The Definitive Guide to Italian Wines July 9, 2007 1 out of 1 found this review helpful
Clear and concise, this guide clarifies a complex subject - the history and present state of Italian wines. While it is objective in its recommendations, anecdotes of regional Italian life add the human interest elements that make us care about Italy and its wines.
Vino Italiano: Libro Supremo February 12, 2007 1 out of 3 found this review helpful
this book is a very nice read. the anecdotes showed good referance to the italian lifestyle. showed through knowledge of Italian wines. also had very interesting recipes throughout.
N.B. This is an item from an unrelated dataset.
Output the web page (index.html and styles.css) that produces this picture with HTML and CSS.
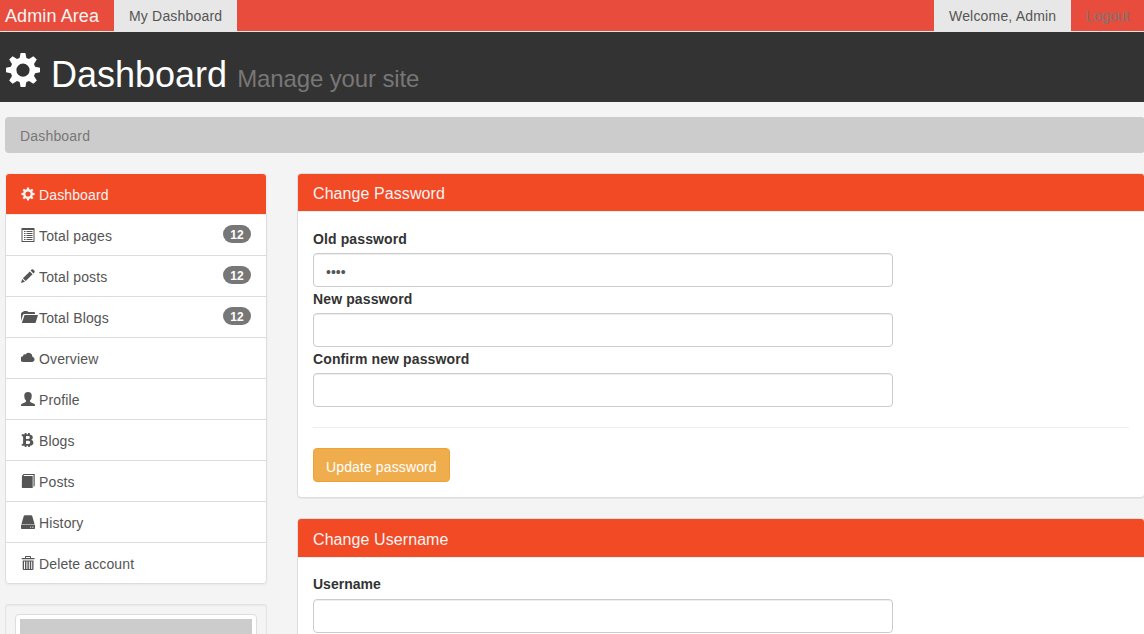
FILE: index.html
```
<!DOCTYPE html>
<html lang="en">
<head>
<meta charset="utf-8">
<title>Admin Area | Dashboard</title>
<link rel="stylesheet" href="styles.css">
</head>
<body>
<svg class="sprite" aria-hidden="true">
  <symbol id="cog" viewBox="0 0 36 36"><path fill-rule="evenodd" d="M15.6 1h4.8l1 4.9 2.6 1.1 4.4-2.8 3.4 3.4-2.8 4.4 1.1 2.7 4.9 1v4.6l-4.9 1-1.1 2.7 2.8 4.4-3.4 3.4-4.4-2.8-2.6 1.1-1 4.9h-4.8l-1-4.9-2.6-1.1-4.4 2.8-3.4-3.4L7 24 5.9 21.300 1 20.300v-4.600l4.900-1L7 12 4.200 7.600l3.400-3.400L12 7l2.600-1.100zM18 11.500a6.600 6.600 0 1 0 0 13.200 6.600 6.600 0 0 0 0-13.200z"/></symbol>
  <symbol id="list" viewBox="0 0 14 14"><path fill-rule="evenodd" d="M.5 0h13v14H.5zM1.500 2v11h11V2z"/><path d="M3 3h1.500v1H3zM5.500 3h6v1h-6zM3 5h1.500v1H3zM5.500 5h6v1h-6zM3 7h1.500v1H3zM5.500 7h6v1h-6zM3 9h1.500v1H3zM5.500 9h6v1h-6zM3 11h1.500v1H3zM5.500 11h6v1h-6z"/></symbol>
  <symbol id="pencil" viewBox="0 0 14 14"><path d="M0 14l1.200-4L4 12.800zM1.900 9.300l6.900-6.900 2.800 2.800-6.900 6.900zM9.600 1.600l1-1q.8-.8 1.600 0l1.200 1.200q.8.800 0 1.600l-1 1z"/></symbol>
  <symbol id="folder" viewBox="0 0 17 14"><path d="M0 11V3.500L1.200 2H2l.8-1h3.500l.8 1h6q.9 0 .9 1v1H3.300q-1 0-1.400 1zM3.600 5H17l-2.300 7.500q-.2.500-.8.500H.8z"/></symbol>
  <symbol id="cloud" viewBox="0 0 14 14"><path d="M2.900 11A2.900 2.900 0 0 1 2 5.200a1.900 1.900 0 0 1 2.400-1.700 3.800 3.800 0 0 1 7 2.200A2.700 2.700 0 0 1 11.400 11z"/></symbol>
  <symbol id="user" viewBox="0 0 14 14"><path d="M0 14v-1.300q.2-.7 1-1l3.300-1.500q.7-.3.700-1V8.500Q3.300 7 3.300 4.500V3Q3.600 0 7 0t3.700 3v1.500Q10.700 7 9 8.500v.7q0 .7.700 1l3.300 1.500q.8.300 1 1V14z"/></symbol>
  <symbol id="bitcoin" viewBox="0 0 14 14"><path fill-rule="evenodd" d="M.7 1.300h3V0h1.800v1.300H7V0h1.800v1.400q3 .5 3 3 0 1.800-1.600 2.400 2.200.6 2.200 2.900 0 2.700-3.500 3.100V14H7.100v-1.200H5.500V14H3.700v-1.200h-3v-1.600q1.400 0 1.400-1V3.900q0-1-1.400-1zM5 3v2.900h2.300q1.500-.1 1.500-1.500T7.300 3zM5 7.700V11h2.600q1.600-.1 1.600-1.700T7.600 7.700z"/></symbol>
  <symbol id="book" viewBox="0 0 14 14"><path d="M1 1.800L2.500 0H13.700v11.800L12.500 13V1.100H3.200L2.400 2H11.700V14H1.600Q.8 14 .8 13z"/></symbol>
  <symbol id="drive" viewBox="0 0 14 14"><path fill-rule="evenodd" d="M2.700 1.300Q3 .2 4 .2h6q1 0 1.300 1.100L13.700 9.400H.3zM0 10h14v3.300q0 .7-.7.700H.7Q0 14 0 13.300zm9 1.800v.8h1.200v-.8zm2 0v.8h1.500v-.8z"/></symbol>
  <symbol id="trash" viewBox="0 0 14 14"><path fill-rule="evenodd" d="M4 2V.7Q4 0 4.700 0h4.600Q10 0 10 .7V2h3.500v1.200H.7V2zM5 2h4V1H5zM1.700 4.500h10.800V13q0 1-1 1H2.700q-1 0-1-1zM3 5.500V13h1V5.500zm2.400 0V13h1V5.500zm2.400 0V13h1V5.500zm2.400 0V13h1V5.500z"/></symbol>
</svg>

<nav class="navbar">
  <a class="brand">Admin Area</a>
  <a class="nav-link active">My Dashboard</a>
  <div class="nav-right">
    <a class="nav-link active">Welcome, Admin</a>
    <a class="nav-link">Logout</a>
  </div>
</nav>

<header class="header">
  <h1><svg class="cog-large"><use href="#cog"/></svg><span>Dashboard</span><small>Manage your site</small></h1>
</header>

<div class="container">
  <ol class="breadcrumb"><li>Dashboard</li></ol>
  <div class="row">
    <aside class="sidebar">
      <div class="list-group">
        <a class="item active"><svg class="icon"><use href="#cog"/></svg>Dashboard</a>
        <a class="item"><svg class="icon"><use href="#list"/></svg>Total pages<span class="badge">12</span></a>
        <a class="item"><svg class="icon"><use href="#pencil"/></svg>Total posts<span class="badge">12</span></a>
        <a class="item"><svg class="icon icon-wide"><use href="#folder"/></svg>Total Blogs<span class="badge">12</span></a>
        <a class="item"><svg class="icon"><use href="#cloud"/></svg>Overview</a>
        <a class="item"><svg class="icon"><use href="#user"/></svg>Profile</a>
        <a class="item"><svg class="icon"><use href="#bitcoin"/></svg>Blogs</a>
        <a class="item"><svg class="icon"><use href="#book"/></svg>Posts</a>
        <a class="item"><svg class="icon"><use href="#drive"/></svg>History</a>
        <a class="item"><svg class="icon"><use href="#trash"/></svg>Delete account</a>
      </div>
      <div class="well"><div class="thumbnail"><div class="thumb-fill"></div></div></div>
    </aside>
    <main class="content">
      <section class="panel">
        <h3 class="panel-heading">Change Password</h3>
        <form class="panel-body">
          <label for="old">Old password</label>
          <input id="old" type="password" value="1234">
          <label for="new">New password</label>
          <input id="new" type="password">
          <label for="confirm">Confirm new password</label>
          <input id="confirm" type="password">
          <hr>
          <button type="button">Update password</button>
        </form>
      </section>
      <section class="panel panel-last">
        <h3 class="panel-heading tall">Change Username</h3>
        <form class="panel-body">
          <label class="raised" for="username">Username</label>
          <input id="username" type="text">
        </form>
      </section>
    </main>
  </div>
</div>
</body>
</html>
```
FILE: styles.css
```
* { box-sizing: border-box; }
html, body { height: 100%; }
body {
  margin: 0;
  overflow: hidden;
  background: #f4f4f4;
  color: #333;
  font: 14px/20px "Liberation Sans", Arial, sans-serif;
  letter-spacing: .18px;
}
.sprite { display: none; }
svg { fill: currentColor; }

.navbar {
  display: flex;
  height: 32px;
  background: #e74c3c;
  border-bottom: 1px solid #e7e7e7;
}
.brand { width: 114px; padding: 6px 0 0 5px; font-size: 18px; letter-spacing: .1px; color: #f4f4f4; white-space: nowrap; }
.nav-link { flex: none; height: 31px; padding: 6px 15px 0; color: #777; }
.nav-link.active { height: 32px; background: #e7e7e7; color: #555; }
.navbar > .nav-link { width: 123px; padding-right: 0; white-space: nowrap; }
.nav-right { display: flex; width: 210px; margin-left: auto; white-space: nowrap; }
.nav-right .active { width: 137px; padding-right: 0; }

.header { height: 70px; padding: 20px 0 0 5px; background: #333; color: #fff; }
.header h1 { display: flex; align-items: baseline; margin: 0; font-size: 36px; line-height: 46px; font-weight: 400; letter-spacing: 0; }
.header small { margin-left: 10px; font-size: 24px; letter-spacing: -.12px; color: #777; }
.cog-large { width: 36px; height: 36px; margin-right: 10px; align-self: flex-start; }

.container { width: 1140px; height: 517px; margin: 15px 0 0 5px; overflow: hidden; }
.breadcrumb { height: 36px; margin: 0 0 20px; padding: 9px 15px; border-radius: 4px; background: #ccc; color: #777; list-style: none; }
.row { display: flex; gap: 30px; }
.sidebar { width: 262px; flex: none; letter-spacing: .13px; }
.content { flex: 1; }

.list-group { margin-bottom: 20px; border-radius: 4px; box-shadow: 0 1px 2px rgba(0,0,0,.05); }
.item { display: flex; height: 42px; margin-bottom: -1px; padding: 11px 15px 9px; border: 1px solid #ddd; background: #fff; color: #555; }
.item:first-child { border-radius: 4px 4px 0 0; }
.item:last-child { margin-bottom: 0; border-radius: 0 0 4px 4px; }
.item.active { position: relative; border-color: #eee; background: #f24a25; color: #f4f4f4; }
.icon { width: 14px; height: 14px; margin: 2px 4px 0 0; }
.icon-wide { width: 17px; margin-right: 1px; }
.badge { width: 28px; height: 18px; margin: -1px 0 0 auto; padding: 4px 0 2px; border-radius: 10px; background: #777; color: #fff; font-size: 12px; line-height: 12px; font-weight: 700; text-align: center; }

.well { height: 120px; padding: 9px; border: 1px solid #e3e3e3; border-radius: 3px; background: #f4f4f4; box-shadow: inset 0 1px 1px rgba(0,0,0,.05); }
.thumbnail { padding: 4px; border: 1px solid #ddd; border-radius: 4px; background: #fff; }
.thumb-fill { height: 80px; background: #ccc; }

.panel { margin-bottom: 20px; border: 1px solid #ddd; border-radius: 4px; background: #fff; box-shadow: 0 1px 1px rgba(0,0,0,.05); }
.panel-last { margin-bottom: 0; }
.panel-heading { height: 38px; margin: 0; padding: 11px 15px 8px; border-bottom: 1px solid #eee; border-radius: 3px 3px 0 0; background: #f24a25; color: #f4f4f4; font-size: 16px; line-height: 18px; font-weight: 400; letter-spacing: .08px; }
.panel-heading.tall { height: 39px; padding-top: 12px; }
.panel-body { display: block; padding: 15px; }
label { display: block; height: 26px; padding-top: 2px; font-weight: 700; letter-spacing: .12px; }
label.raised { padding-top: 1px; letter-spacing: 0; }
input { display: block; width: 580px; height: 34px; padding: 8px 12px 4px; border: 1px solid #ccc; border-radius: 4px; background: #fff; color: #555; font: inherit; box-shadow: inset 0 1px 1px rgba(0,0,0,.075); }
hr { margin: 20px 0; border: 0; border-top: 1px solid #eee; }
button { display: block; width: 137px; height: 34px; padding: 8px 12px 4px; border: 1px solid #eea236; border-radius: 4px; background: #f0ad4e; color: #fff; font: inherit; letter-spacing: .12px; text-align: left; white-space: nowrap; }
```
A different sort of wine book December 9, 2006 9 out of 9 found this review helpful
This is a different sort of wine book, one whose peculiarities are perfectly suited to its subject. Italy produces more wine than any other nation and consumes more wine per capita. It is (Greece aside) the birthplace of civilized winemaking and everyday wine drinking too. Italians drink more wine too, consuming annually something like 16 gallons per capita. If you remember that per capita means 'for every man, woman and child" and that 16 gallons annually is almost 2 bottles a week, the figure is quite astounding.
So it's peculiarly paradoxical that for centuries, Italy produced and was known for some genuinely terrible wine. The bad wine came in part form bad growing techniques. If grape growing was bad, wine making was worse and there was little reason to improve it. Bad transportation and a generally impoverished peasantry ruled out competition among producers. There was no domestic urban middle class of the sort that bought and demanded French wines. Worse yet there were no wine-poor neighbors whose tastes and demand could shape a winemaking industry.
About thirty years ago, everything changed. Returning the favor of 1492, Americans discovered Italy. The discovery was multi-faceted and so is this book. Along with Italian wine, we went crazy for the country, the food, the people, the design and the culture. Vino Italiano is about all of these things.
There are nineteen chapters each devoted to a region and you can read them like short stories. There's a brief cultural historical introduction followed by a discussion of red, white, sweet and sparkling wines, then a list of regionally important grape varieties. There are some entertaining notes on wine tourism, some suggested tastings and finally, some simple recipes from the region.
For the encyclopediacly inclined, useful appendices include a listing of grapes by variety, a directory of DOC and IGT zones and a short list of producers.
A book that will add to your enjoyment of its subject.
--Lynn Hoffman, author of THE NEW SHORT COURSE IN WINE and the forthcoming novel bang BANG from Kunati Books.ISBN 9781601640005
In "Vino Italiano" veritas November 9, 2006 7 out of 11 found this review helpful
While "the book includes historial wine information and regional maps as well as Italian travel information and recipes", it also includes invaluable information on winemakers and producers. It also takes the mess that is Italy and cleans it up for us so that we can decipher and understand it. In that it is similar to Clive Coates "Cote d'Or".